Charles Sawyer
- Full name: Charles Montague Sawyer
- Born: 20 March 1856 Rusholme, England
- Died: 30 March 1921 (aged 65) Ormskirk, England

Rugby union career
- Position: Three-quarters

Senior career
- Years: Team / Apps / (Points)
- –: Broughton RUFC
- –: Southport RFC

International career
- Years: Team / Apps / (Points)
- 1880–81: England / 2 / (0)

Cricket information

Domestic team information
- 1884: Lancashire County Cricket Club

= Charles Sawyer (sportsman) =

England international rugby union player & cricketer

Charles Montague Sawyer (20 March 1856 – 30 March 1921) was an English cricketer, and rugby union footballer who played in the 1880s and early 1890s. He played representative level cricket for Lancashire, Gentlemen of Lancashire, and at club level for Broughton Cricket Club , and representative level rugby union (RU) for England, and at club level for Broughton RUFC and Southport RFC, as a Three-quarters, e.g.
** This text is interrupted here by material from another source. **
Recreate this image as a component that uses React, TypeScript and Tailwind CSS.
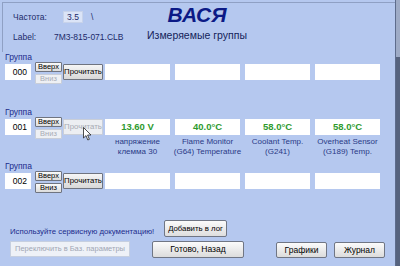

Wing, or Centre.

==Cricket==
He appeared in two first-class matches with Lancashire County Cricket Club in 1884 as a right-handed batsman, scoring 21 runs with a highest score of 11*.

==Rugby==
Charles Sawyer won caps for England while at Broughton RUFC in the 1879–80 Home Nations rugby union matches against Scotland, and scored a try in the 1880–81 Home Nations rugby union matches against Ireland.

==Personal life==
Sawyer married in 1886 in the Altrincham district.